> [WHAT IS NEEDED] Count the lines containing "components". Give the number alone.

----

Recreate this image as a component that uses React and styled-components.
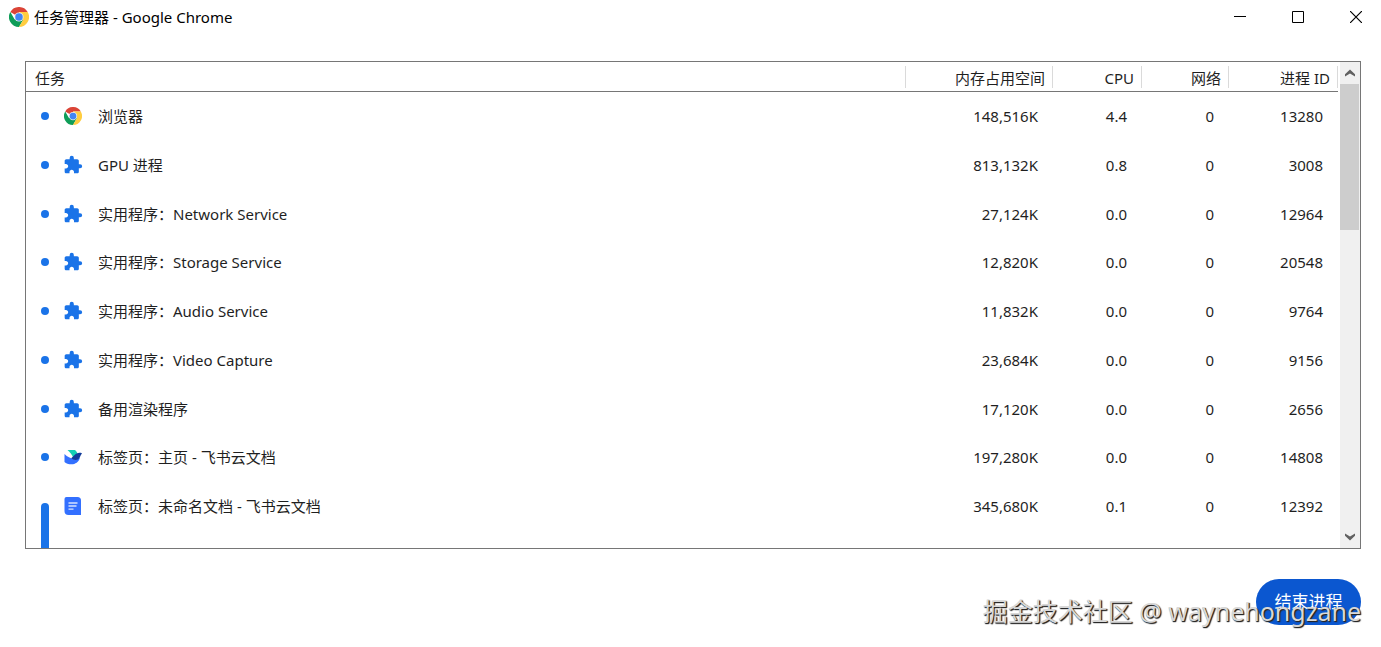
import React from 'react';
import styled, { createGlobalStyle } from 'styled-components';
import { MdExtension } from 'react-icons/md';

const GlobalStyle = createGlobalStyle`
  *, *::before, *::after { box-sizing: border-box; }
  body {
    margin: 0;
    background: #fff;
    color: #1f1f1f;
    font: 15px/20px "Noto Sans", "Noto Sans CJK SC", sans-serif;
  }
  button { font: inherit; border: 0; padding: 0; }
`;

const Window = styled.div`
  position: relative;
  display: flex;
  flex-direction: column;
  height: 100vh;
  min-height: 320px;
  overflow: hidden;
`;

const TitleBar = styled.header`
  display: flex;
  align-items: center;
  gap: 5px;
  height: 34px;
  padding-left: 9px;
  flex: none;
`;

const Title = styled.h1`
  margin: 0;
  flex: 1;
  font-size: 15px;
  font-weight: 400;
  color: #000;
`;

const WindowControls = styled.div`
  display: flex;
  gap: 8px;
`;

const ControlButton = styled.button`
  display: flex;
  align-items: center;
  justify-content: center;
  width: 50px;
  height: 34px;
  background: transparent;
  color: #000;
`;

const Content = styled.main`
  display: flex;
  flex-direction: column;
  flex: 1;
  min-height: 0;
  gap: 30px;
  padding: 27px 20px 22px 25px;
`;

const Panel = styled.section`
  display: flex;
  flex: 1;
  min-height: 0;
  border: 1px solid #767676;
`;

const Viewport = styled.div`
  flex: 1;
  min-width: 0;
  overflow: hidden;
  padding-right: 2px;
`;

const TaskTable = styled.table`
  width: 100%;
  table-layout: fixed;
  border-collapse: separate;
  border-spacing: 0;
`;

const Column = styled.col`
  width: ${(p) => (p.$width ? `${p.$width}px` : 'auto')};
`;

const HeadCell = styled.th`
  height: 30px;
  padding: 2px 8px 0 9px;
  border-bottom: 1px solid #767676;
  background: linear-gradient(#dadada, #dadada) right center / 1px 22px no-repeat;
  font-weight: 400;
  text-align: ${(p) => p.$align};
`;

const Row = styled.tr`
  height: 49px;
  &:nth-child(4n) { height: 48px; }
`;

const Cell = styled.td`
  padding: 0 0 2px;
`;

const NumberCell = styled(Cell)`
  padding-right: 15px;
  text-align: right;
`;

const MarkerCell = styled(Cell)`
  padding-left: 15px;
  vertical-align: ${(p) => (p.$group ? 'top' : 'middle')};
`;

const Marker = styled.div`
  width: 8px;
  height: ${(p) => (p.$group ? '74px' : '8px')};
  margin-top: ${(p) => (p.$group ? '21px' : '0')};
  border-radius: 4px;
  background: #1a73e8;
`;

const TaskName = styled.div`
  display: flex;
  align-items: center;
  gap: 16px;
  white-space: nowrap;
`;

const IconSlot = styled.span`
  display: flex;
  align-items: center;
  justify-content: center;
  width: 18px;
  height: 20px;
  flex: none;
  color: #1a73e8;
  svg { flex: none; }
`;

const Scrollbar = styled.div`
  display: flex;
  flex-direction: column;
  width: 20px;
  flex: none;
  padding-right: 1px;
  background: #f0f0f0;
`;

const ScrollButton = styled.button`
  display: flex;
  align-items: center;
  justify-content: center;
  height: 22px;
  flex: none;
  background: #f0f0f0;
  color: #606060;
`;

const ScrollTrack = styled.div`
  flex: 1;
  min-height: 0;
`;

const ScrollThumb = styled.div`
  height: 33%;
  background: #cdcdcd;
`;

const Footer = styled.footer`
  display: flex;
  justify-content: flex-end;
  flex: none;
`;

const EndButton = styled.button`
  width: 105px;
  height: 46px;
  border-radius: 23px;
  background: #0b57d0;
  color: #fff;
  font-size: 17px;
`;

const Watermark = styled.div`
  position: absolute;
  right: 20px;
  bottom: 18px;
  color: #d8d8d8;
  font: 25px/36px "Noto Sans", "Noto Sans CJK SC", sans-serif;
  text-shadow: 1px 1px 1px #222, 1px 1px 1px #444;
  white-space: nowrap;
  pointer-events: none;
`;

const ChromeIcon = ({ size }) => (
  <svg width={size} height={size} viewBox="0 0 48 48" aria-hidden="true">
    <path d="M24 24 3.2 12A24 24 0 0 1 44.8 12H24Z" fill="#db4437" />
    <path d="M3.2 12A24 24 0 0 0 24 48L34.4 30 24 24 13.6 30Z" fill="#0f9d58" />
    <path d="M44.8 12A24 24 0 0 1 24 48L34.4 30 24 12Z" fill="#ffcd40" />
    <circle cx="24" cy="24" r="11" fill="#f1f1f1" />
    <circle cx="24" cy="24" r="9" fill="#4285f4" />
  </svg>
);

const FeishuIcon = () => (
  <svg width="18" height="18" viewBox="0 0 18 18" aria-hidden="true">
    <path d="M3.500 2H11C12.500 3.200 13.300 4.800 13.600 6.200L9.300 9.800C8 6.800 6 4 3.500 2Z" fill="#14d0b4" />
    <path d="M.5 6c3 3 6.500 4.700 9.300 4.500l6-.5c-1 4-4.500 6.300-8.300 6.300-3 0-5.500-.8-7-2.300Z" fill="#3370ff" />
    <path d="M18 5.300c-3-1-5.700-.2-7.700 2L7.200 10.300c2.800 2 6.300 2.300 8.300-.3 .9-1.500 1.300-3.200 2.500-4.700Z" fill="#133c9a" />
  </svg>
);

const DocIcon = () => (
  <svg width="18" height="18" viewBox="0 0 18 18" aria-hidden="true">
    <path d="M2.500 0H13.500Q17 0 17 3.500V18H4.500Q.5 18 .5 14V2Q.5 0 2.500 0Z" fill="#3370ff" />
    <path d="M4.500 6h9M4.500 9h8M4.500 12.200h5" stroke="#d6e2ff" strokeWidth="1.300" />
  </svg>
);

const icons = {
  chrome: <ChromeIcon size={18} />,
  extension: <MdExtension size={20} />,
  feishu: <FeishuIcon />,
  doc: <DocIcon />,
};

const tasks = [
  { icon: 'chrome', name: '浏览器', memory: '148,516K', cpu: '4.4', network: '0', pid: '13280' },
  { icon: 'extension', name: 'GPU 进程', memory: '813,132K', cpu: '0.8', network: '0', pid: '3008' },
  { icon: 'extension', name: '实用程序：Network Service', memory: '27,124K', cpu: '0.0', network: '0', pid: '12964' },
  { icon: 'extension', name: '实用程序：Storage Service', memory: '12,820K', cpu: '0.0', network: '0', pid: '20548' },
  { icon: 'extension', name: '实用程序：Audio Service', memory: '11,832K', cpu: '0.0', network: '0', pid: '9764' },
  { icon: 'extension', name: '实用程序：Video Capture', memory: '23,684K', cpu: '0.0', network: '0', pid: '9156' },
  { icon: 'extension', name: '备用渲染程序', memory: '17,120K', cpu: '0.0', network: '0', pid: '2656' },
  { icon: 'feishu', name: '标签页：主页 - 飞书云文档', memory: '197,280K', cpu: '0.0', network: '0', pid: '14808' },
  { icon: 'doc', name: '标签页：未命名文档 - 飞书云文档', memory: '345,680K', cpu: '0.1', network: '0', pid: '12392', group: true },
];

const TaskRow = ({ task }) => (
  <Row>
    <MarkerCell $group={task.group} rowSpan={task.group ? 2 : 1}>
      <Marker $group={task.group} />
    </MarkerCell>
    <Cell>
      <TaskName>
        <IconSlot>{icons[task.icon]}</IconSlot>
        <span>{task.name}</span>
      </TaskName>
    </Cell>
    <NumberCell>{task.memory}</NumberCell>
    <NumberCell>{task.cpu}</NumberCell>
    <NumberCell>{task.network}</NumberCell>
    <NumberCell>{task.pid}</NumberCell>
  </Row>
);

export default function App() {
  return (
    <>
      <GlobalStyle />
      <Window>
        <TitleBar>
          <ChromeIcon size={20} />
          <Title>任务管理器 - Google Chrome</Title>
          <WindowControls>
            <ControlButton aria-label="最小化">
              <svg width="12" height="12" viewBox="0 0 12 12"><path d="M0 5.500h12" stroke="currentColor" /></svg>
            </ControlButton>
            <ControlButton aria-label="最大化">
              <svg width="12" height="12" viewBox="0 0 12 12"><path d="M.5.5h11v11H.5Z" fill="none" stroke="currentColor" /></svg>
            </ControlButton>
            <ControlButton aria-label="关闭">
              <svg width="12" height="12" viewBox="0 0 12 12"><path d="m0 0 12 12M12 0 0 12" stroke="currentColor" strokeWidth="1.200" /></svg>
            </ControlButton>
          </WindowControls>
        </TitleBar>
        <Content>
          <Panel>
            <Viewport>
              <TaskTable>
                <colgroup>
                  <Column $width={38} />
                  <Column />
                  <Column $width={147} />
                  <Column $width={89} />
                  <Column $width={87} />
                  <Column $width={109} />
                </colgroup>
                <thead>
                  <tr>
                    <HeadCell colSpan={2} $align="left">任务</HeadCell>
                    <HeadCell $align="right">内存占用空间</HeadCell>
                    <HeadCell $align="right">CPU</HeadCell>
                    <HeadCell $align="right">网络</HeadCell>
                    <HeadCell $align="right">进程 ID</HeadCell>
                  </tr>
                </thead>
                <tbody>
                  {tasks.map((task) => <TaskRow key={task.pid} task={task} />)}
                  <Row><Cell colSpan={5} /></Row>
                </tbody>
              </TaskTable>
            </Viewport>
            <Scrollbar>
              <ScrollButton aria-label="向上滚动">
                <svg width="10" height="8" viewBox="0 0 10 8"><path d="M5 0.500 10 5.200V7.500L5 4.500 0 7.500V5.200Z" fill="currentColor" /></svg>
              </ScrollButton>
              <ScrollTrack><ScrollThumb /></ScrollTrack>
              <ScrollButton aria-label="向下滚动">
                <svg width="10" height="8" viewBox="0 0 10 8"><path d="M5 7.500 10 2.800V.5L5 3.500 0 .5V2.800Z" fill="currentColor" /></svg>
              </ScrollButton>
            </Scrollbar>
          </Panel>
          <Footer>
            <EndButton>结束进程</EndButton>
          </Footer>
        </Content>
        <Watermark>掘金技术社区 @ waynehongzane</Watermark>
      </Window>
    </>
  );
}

----

> [EXERCISE OUTPUT] 2